Documentary filmmaker Errol Morris has interviewed and made films on some of the most noteworthy subjects of the 20th and 21st century including former Secretaries of Defense Robert S. McNamara and Donald Rumsfeld and scientist Stephen Hawking. His classic film, “A Thin Blue Line,” helped to release the film’s subject from prison. His newest film, “The B-Side: Elsa Dorfman’s Portrait Photography,” is a look at the life and work of famed large format Polaroid photographer and Cambridge, Mass. local, Elsa Dorfman. The film follows Dorfman’s rise as a photographer and how she came to be a master of the massive 20 x 24 Polaroid. Dorfman and Morris joined BPR Weekend to discuss the film and Dorfman’s photography. Below are excerpts from that conversation.

What is it about the immediacy of the Polaroid camera that you liked?

Dorfman: That is sort of like saying, ‘How did you fall in love with him? Well, he never shined his shoes, I liked the scruffy look.’ I really can’t say what it was, but it was love at first sight. There were certain things; it was the size, it’s big. Even though I’m a short person, my image of myself is — I should go in line with the tall people. I was a big, tall person and I had to work with this big, tall camera. It didn’t matter that it towered over me. I had just had a child and I had worked 17 years in the darkroom by then. I thought, I’m not going to poison this house. The Polaroid was a way to be productive and not have to work in the dark room.

Errol, you and Elsa are long-time friends. How did you meet?
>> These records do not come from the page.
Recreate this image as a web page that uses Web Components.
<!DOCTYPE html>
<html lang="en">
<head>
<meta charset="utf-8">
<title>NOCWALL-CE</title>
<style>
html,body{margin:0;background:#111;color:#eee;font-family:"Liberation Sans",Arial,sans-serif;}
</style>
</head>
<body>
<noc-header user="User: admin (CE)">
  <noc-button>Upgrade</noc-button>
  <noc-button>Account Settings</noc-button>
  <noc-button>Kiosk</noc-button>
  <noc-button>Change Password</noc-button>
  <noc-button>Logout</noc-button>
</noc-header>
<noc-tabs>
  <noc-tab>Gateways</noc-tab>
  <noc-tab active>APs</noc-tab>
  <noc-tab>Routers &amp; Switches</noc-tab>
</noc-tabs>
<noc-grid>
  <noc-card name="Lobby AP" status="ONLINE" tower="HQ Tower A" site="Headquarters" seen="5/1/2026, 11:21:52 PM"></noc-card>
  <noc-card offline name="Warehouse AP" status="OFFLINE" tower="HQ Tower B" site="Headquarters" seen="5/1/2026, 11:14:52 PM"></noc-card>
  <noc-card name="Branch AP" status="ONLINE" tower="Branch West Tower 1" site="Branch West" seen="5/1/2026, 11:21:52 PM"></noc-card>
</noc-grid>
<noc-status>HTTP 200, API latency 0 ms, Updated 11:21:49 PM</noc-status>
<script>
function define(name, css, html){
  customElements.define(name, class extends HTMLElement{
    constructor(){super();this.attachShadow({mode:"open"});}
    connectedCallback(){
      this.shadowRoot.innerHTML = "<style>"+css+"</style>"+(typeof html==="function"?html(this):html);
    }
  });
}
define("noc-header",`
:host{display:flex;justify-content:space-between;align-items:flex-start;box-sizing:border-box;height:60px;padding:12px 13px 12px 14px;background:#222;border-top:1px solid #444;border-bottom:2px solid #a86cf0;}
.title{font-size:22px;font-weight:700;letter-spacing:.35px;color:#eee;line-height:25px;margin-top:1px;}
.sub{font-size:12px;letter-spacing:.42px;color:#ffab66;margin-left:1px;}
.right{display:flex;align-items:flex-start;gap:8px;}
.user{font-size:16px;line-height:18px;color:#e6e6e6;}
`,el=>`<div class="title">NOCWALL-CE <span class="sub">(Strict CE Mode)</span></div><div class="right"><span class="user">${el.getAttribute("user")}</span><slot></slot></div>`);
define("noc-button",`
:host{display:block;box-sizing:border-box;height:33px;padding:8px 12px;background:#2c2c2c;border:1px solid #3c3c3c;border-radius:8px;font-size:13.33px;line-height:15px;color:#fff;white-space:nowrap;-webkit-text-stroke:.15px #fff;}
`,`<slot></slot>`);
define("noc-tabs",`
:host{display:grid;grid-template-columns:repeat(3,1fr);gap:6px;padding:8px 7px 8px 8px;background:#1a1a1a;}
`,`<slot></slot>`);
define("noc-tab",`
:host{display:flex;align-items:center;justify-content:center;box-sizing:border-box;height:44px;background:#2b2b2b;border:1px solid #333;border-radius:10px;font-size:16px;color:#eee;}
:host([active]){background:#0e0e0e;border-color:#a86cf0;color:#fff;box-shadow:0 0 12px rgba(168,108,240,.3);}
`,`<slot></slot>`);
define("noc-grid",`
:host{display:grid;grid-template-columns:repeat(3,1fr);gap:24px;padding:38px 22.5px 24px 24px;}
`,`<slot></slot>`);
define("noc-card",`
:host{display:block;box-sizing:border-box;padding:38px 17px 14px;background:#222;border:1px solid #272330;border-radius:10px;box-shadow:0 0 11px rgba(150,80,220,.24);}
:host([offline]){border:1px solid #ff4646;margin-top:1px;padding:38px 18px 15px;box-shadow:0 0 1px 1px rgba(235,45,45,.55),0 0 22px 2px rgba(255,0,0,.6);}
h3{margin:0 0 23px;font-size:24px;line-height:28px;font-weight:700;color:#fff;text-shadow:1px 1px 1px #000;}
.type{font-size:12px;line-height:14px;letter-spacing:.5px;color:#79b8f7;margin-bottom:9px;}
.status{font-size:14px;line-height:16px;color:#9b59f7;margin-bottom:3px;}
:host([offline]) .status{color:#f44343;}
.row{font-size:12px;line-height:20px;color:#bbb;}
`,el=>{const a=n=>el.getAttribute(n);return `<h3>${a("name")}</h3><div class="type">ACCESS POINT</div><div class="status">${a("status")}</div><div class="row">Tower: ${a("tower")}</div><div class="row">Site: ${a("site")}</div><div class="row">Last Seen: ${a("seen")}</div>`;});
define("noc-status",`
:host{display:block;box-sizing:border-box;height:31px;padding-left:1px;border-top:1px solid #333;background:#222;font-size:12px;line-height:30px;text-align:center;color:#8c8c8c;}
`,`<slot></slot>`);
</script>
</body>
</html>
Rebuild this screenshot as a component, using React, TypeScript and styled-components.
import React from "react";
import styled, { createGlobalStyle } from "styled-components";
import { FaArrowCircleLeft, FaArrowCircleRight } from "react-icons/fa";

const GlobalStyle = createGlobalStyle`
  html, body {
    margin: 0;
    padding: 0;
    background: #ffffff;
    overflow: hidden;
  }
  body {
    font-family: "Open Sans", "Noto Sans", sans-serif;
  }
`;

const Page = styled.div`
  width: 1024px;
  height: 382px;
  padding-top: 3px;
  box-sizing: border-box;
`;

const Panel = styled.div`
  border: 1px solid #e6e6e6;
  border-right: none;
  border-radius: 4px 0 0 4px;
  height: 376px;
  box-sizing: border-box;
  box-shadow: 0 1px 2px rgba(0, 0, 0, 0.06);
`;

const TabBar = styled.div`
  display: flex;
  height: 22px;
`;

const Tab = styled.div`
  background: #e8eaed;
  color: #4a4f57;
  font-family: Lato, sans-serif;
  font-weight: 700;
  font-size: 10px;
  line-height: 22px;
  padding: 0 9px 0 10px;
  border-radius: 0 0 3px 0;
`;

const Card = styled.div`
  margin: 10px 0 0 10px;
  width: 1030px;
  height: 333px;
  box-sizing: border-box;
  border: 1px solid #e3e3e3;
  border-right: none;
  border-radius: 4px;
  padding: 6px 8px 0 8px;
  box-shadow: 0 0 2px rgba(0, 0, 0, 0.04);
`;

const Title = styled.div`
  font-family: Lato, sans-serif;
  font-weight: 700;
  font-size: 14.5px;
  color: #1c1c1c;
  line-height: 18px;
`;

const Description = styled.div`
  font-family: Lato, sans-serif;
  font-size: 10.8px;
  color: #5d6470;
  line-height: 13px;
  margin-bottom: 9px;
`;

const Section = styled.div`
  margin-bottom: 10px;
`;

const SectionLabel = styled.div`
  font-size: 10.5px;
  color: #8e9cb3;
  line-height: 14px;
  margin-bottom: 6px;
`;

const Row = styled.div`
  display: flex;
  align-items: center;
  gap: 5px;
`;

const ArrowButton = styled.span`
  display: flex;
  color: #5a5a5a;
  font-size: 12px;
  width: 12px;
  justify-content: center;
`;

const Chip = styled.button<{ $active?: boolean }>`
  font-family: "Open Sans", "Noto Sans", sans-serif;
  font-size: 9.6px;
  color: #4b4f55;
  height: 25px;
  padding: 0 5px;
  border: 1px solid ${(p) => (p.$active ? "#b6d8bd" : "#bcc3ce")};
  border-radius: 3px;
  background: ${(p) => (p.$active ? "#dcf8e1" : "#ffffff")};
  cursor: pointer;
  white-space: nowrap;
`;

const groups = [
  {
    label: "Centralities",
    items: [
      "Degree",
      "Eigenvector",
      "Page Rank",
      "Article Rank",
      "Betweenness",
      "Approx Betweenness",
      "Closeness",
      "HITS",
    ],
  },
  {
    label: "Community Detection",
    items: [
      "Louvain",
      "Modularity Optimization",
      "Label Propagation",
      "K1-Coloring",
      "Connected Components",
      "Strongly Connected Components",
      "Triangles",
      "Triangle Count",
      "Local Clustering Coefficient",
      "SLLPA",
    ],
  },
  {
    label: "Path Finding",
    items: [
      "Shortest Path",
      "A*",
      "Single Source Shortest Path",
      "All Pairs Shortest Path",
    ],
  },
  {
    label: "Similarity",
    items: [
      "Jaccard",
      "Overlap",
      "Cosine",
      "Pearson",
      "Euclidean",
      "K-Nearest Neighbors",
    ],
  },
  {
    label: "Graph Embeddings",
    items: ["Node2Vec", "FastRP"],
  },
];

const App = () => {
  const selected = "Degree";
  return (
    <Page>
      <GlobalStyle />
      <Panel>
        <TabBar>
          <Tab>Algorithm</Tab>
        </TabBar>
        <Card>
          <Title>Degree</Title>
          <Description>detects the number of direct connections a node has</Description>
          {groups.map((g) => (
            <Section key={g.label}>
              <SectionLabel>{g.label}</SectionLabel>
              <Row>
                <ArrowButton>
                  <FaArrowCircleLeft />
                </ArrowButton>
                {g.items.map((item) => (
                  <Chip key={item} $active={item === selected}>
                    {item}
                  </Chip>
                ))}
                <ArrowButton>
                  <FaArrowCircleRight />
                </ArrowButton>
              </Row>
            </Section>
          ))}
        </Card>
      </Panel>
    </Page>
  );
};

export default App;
Morris: I love Elsa. I’ve known Elsa for 25 years. We met her because she took a Polaroid photograph of my son when he was 5-years-old. He’s 30-years-old now, it is hard to believe. We’ve known her all that time and she became, along with her husband Harvey, a close friend of the family.

What do feel when you look at one of Elsa’s polaroids?

Morris: It is hard to look at any of Elsa’s polaroids without feeling a sense of relief. Thank God I went down there and had her take the photograph. The feeling of relief and deep appreciation ... I don’t know how else to describe it.

You were taking selfies before selfies were even a thing. What attracted you to take so many pictures of yourself?

Dorfman: It is terrifying to be across from a camera, and the camera — this sounds banal — but the camera can be your friend. If I did it and felt comfortable with the camera, then the person I was photographing would realize, oh, she does this with herself, it’s okay. It was a subliminal thing, maybe it was only magic in my own head as if you went home and you were blubbering into your phone to an imaginary best friend and you thought, ‘Oh I don’t sound so bad. I don’t ask bad questions.' It was very important.

How do you view art?

Errol: People forget about art, that it’s an act often of courage. The decision to do something rather than nothing, to actually produce something .... that is always a risky enterprise. If you do nothing you can avoid the criticism of having done something that people don’t like.